◆ **Set problem**
Return all lines with the word "React" in them.

◆ **Entries supplied**
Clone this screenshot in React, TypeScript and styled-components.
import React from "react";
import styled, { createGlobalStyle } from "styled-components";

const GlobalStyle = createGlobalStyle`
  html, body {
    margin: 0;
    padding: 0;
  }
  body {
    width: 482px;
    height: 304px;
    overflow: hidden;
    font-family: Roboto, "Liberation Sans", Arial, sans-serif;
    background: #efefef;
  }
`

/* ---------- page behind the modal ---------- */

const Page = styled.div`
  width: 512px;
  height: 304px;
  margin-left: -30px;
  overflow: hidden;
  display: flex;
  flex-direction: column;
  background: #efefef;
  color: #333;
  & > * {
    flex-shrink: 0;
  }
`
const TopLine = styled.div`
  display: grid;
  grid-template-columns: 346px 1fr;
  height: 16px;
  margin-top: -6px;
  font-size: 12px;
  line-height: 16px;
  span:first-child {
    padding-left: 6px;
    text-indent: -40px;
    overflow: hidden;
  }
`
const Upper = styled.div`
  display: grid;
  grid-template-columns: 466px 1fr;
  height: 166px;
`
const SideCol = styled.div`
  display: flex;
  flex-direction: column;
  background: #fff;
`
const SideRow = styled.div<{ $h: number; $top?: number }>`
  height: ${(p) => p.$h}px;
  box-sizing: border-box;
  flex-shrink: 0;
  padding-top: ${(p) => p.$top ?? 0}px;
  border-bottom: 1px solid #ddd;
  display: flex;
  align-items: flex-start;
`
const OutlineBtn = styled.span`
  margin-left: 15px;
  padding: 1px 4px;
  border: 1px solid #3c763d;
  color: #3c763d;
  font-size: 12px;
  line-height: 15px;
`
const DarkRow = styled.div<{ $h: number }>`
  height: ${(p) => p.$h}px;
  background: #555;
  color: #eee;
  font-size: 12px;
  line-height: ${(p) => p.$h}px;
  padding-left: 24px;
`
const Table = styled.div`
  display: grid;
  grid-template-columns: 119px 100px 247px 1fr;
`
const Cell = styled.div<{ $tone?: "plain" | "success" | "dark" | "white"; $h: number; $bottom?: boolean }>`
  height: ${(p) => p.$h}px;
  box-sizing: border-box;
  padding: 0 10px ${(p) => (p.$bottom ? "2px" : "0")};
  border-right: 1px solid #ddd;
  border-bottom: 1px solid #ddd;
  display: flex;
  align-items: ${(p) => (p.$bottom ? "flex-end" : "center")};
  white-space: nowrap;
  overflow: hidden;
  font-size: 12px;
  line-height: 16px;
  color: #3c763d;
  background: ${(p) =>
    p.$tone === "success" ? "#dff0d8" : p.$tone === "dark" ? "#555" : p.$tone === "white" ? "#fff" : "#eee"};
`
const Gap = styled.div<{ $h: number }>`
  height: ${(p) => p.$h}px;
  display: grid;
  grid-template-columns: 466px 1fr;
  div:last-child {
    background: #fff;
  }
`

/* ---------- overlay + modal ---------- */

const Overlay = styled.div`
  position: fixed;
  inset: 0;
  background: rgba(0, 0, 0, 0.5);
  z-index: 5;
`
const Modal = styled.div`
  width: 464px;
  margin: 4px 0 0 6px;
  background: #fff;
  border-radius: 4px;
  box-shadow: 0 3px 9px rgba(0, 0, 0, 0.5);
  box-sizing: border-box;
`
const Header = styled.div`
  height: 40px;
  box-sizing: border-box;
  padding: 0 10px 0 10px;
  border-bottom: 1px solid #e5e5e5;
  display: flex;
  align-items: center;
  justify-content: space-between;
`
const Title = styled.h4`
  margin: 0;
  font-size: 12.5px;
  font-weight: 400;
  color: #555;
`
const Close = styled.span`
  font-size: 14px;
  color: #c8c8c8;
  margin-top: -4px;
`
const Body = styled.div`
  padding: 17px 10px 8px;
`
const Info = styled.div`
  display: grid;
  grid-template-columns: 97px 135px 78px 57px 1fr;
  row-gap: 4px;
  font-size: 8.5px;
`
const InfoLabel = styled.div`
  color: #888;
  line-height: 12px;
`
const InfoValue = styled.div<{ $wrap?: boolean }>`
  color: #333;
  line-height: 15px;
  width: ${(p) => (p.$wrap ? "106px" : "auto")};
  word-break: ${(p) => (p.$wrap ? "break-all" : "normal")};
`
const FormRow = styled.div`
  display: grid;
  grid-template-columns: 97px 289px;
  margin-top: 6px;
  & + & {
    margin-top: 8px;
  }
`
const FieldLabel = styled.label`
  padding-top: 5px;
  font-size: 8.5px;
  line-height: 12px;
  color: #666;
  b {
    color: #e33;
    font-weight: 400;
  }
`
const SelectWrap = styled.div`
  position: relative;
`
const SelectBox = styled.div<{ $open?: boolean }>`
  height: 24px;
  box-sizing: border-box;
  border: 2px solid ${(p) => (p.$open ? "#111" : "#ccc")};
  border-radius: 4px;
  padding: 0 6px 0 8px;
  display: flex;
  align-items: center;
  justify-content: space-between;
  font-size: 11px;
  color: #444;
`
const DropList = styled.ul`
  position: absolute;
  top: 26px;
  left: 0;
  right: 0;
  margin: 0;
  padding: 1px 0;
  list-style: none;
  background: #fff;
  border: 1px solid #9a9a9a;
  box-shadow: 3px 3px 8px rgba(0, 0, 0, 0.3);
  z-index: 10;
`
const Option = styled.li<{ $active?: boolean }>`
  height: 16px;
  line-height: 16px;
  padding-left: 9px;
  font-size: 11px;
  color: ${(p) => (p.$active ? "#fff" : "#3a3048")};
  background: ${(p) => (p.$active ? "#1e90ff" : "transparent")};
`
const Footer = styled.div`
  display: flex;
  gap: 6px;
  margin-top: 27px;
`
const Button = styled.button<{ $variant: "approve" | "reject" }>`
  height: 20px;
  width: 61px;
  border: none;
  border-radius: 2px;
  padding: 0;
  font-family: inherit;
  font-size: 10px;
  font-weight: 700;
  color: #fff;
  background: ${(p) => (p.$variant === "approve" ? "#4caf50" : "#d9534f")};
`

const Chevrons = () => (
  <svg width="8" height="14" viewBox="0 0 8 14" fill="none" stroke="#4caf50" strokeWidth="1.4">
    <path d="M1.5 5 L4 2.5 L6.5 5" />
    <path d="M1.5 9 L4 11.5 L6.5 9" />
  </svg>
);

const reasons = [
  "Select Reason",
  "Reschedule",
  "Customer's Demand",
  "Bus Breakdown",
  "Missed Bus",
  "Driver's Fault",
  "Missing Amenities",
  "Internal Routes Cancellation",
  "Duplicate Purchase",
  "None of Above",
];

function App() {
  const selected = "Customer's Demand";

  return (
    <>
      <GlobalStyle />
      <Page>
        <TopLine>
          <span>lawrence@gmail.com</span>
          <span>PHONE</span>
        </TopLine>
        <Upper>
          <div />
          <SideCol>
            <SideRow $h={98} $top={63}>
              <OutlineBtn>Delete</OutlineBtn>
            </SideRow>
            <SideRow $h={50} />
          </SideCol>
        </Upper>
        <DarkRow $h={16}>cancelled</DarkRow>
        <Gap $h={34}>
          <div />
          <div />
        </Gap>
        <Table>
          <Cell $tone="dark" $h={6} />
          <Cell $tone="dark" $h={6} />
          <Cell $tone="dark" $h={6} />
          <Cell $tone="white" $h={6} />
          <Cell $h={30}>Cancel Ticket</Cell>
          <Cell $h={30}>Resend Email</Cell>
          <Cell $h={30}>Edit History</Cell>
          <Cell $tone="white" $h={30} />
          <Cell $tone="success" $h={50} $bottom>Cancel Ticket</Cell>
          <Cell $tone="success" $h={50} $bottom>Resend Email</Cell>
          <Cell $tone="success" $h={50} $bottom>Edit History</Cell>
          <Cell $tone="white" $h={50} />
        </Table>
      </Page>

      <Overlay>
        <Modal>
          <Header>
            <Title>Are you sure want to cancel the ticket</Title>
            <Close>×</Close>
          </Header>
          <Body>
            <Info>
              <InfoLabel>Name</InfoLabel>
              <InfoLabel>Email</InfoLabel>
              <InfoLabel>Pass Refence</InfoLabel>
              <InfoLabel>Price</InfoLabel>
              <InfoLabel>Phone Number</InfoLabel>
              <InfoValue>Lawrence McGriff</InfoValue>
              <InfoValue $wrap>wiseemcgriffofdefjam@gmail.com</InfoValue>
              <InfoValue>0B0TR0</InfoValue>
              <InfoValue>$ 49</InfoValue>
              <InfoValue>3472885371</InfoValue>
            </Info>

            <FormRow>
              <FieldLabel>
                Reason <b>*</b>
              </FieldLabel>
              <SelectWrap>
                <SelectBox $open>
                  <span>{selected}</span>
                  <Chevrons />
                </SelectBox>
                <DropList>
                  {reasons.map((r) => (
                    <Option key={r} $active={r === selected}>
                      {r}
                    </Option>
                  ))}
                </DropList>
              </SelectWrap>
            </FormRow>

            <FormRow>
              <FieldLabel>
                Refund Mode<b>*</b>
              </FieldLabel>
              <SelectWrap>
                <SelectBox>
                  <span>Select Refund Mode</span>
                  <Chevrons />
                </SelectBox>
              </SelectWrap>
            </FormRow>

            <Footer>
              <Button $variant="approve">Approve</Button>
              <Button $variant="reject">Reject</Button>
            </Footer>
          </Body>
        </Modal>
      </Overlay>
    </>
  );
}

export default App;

---

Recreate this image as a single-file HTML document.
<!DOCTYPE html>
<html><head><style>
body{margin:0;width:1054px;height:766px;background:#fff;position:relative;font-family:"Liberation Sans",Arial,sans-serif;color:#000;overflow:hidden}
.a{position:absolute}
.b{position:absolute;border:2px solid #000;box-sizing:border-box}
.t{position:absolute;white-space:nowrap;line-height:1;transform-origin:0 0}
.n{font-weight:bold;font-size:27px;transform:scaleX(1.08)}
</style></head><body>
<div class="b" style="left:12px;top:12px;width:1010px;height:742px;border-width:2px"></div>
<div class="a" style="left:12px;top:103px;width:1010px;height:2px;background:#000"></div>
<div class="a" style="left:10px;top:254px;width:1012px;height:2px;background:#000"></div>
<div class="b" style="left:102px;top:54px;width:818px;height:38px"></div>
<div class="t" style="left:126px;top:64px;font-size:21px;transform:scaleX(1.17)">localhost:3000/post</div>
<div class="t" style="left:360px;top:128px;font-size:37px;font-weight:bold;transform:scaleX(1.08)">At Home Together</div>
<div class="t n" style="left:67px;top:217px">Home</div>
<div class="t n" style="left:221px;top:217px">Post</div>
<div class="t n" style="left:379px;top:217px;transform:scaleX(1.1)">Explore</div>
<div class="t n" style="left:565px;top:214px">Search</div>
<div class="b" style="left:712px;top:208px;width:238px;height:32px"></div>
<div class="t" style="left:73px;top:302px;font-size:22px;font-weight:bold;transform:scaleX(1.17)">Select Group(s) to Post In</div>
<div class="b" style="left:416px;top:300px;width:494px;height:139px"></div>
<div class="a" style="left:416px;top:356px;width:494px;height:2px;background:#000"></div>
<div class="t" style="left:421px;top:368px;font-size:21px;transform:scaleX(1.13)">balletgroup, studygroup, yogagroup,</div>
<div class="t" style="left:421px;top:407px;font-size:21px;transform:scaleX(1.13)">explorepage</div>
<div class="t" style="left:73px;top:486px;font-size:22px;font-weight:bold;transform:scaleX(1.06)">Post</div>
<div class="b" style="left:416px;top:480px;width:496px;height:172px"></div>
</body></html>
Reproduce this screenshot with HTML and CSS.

◆ **Exercise solution**
Clone this screenshot in React, TypeScript and styled-components.
import React from "react";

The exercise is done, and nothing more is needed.